● **The exercise**
Copy out each line of the material below that holds the string "components".

#### Collected material ####

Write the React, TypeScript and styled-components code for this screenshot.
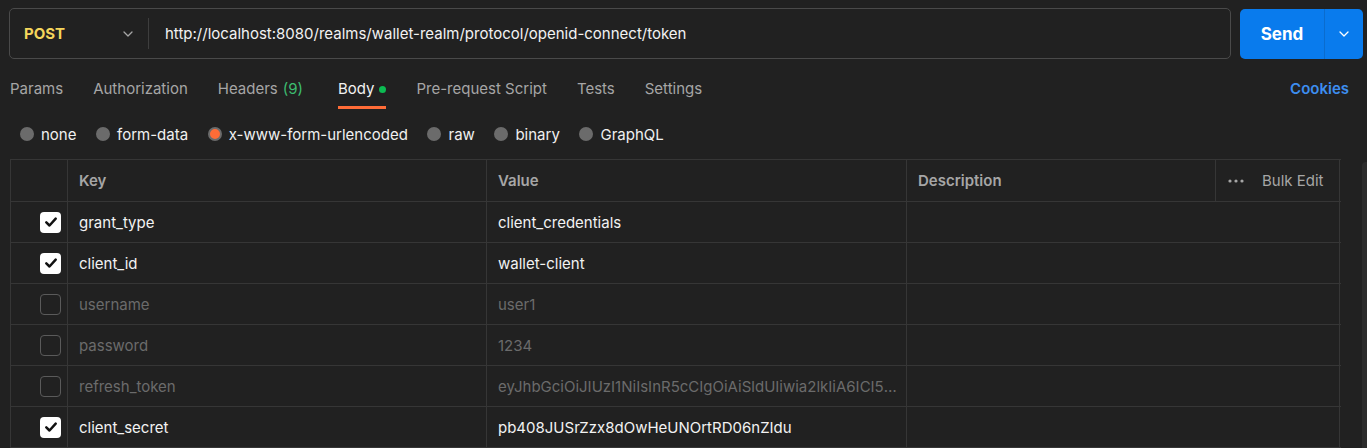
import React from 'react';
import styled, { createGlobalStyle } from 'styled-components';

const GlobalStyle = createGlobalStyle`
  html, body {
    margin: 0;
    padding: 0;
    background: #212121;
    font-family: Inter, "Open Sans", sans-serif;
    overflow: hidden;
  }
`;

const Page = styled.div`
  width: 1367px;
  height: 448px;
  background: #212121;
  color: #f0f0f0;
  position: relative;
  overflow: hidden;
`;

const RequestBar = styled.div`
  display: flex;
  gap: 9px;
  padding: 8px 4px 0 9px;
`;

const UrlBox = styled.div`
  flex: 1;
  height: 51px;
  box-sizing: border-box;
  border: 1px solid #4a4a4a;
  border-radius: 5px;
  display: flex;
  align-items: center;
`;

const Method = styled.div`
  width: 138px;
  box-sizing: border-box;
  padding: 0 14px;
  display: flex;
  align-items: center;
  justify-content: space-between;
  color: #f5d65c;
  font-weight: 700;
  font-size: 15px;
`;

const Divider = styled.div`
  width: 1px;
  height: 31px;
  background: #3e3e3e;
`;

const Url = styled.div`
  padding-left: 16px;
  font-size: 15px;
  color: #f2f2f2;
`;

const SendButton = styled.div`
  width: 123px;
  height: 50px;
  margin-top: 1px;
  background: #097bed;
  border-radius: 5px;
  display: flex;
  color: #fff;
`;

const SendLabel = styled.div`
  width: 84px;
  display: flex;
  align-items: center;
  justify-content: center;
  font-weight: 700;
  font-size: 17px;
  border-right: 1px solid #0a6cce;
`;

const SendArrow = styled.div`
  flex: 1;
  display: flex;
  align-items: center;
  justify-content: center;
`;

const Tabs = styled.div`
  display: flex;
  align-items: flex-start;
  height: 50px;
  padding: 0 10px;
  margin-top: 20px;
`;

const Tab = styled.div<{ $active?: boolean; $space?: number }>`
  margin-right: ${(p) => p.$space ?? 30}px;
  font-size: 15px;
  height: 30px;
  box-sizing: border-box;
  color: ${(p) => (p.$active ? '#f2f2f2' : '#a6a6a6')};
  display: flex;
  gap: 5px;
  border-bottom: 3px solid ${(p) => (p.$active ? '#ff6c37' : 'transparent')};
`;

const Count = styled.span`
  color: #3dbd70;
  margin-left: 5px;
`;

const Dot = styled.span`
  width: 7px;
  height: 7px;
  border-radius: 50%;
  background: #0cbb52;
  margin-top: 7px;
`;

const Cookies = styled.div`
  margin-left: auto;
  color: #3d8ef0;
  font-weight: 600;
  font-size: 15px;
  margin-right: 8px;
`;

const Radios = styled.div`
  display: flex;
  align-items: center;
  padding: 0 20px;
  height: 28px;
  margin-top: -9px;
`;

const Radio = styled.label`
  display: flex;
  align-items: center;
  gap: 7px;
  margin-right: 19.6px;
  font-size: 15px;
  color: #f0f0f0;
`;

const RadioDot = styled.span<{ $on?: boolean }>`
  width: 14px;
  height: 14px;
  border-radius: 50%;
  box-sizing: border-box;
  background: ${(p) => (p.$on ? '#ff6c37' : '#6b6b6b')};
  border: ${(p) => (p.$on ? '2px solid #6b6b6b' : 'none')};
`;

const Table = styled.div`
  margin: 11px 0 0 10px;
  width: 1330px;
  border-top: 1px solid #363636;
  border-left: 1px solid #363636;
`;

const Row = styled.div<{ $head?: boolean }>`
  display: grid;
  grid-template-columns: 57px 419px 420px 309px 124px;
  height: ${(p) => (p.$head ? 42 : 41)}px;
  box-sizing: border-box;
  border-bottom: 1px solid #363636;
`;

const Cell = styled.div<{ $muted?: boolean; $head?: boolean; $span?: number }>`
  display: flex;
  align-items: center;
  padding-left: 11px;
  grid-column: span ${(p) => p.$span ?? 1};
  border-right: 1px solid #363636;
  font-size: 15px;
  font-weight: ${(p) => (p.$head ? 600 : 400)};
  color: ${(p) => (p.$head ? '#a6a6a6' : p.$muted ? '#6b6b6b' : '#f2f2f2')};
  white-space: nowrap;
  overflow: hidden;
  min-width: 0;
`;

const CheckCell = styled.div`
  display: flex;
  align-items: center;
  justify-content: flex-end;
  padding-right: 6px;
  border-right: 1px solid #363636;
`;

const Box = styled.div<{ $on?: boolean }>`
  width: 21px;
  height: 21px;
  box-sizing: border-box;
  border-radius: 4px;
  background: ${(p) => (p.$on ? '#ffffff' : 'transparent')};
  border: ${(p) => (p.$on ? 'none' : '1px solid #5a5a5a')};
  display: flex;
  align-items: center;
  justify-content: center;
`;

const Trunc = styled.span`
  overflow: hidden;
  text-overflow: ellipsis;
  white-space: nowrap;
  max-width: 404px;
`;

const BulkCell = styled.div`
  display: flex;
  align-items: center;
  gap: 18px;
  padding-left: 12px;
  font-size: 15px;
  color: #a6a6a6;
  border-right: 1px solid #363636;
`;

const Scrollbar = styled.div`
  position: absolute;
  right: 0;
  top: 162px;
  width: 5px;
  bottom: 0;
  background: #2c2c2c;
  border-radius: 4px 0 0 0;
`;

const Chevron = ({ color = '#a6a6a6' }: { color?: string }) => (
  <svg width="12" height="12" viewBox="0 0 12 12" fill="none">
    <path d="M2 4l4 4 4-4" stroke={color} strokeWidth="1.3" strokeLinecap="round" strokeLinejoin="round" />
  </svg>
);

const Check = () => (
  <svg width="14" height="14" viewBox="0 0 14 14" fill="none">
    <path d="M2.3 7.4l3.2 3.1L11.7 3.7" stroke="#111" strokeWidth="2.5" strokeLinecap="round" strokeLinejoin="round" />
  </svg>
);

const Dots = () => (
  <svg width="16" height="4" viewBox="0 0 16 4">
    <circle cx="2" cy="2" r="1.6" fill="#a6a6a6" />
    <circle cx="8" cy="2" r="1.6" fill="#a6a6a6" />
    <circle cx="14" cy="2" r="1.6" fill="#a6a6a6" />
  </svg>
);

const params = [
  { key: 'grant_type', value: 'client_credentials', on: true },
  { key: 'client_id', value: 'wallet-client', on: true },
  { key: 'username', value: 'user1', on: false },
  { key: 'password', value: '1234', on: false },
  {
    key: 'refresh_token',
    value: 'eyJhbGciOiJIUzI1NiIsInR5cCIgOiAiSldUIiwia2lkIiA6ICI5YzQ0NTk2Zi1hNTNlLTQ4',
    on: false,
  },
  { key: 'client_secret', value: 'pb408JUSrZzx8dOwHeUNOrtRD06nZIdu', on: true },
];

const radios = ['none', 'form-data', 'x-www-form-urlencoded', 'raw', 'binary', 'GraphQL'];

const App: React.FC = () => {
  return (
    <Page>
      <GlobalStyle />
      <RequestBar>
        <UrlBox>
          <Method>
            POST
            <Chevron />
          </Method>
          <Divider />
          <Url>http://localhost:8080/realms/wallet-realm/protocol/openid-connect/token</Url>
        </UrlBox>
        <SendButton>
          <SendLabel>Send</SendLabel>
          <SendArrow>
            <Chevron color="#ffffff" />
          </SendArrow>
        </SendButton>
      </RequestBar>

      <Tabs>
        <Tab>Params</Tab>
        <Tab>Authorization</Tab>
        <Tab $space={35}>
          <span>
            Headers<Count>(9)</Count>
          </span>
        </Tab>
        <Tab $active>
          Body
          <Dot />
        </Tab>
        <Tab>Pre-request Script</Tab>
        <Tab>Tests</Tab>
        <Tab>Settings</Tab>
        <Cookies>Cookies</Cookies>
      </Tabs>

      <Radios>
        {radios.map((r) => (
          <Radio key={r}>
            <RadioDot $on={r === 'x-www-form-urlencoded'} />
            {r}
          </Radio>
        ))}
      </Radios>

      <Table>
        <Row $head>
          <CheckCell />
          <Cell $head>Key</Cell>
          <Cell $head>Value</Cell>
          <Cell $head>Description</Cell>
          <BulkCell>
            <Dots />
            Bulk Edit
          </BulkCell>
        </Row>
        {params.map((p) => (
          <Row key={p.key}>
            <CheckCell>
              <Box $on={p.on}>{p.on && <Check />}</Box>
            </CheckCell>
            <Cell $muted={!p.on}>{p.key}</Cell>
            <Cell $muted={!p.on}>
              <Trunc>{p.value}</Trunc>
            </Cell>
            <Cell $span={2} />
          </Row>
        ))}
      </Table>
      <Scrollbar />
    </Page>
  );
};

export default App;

####

● **Reply**
Write the React, TypeScript and styled-components code for this screenshot.
import styled, { createGlobalStyle } from 'styled-components';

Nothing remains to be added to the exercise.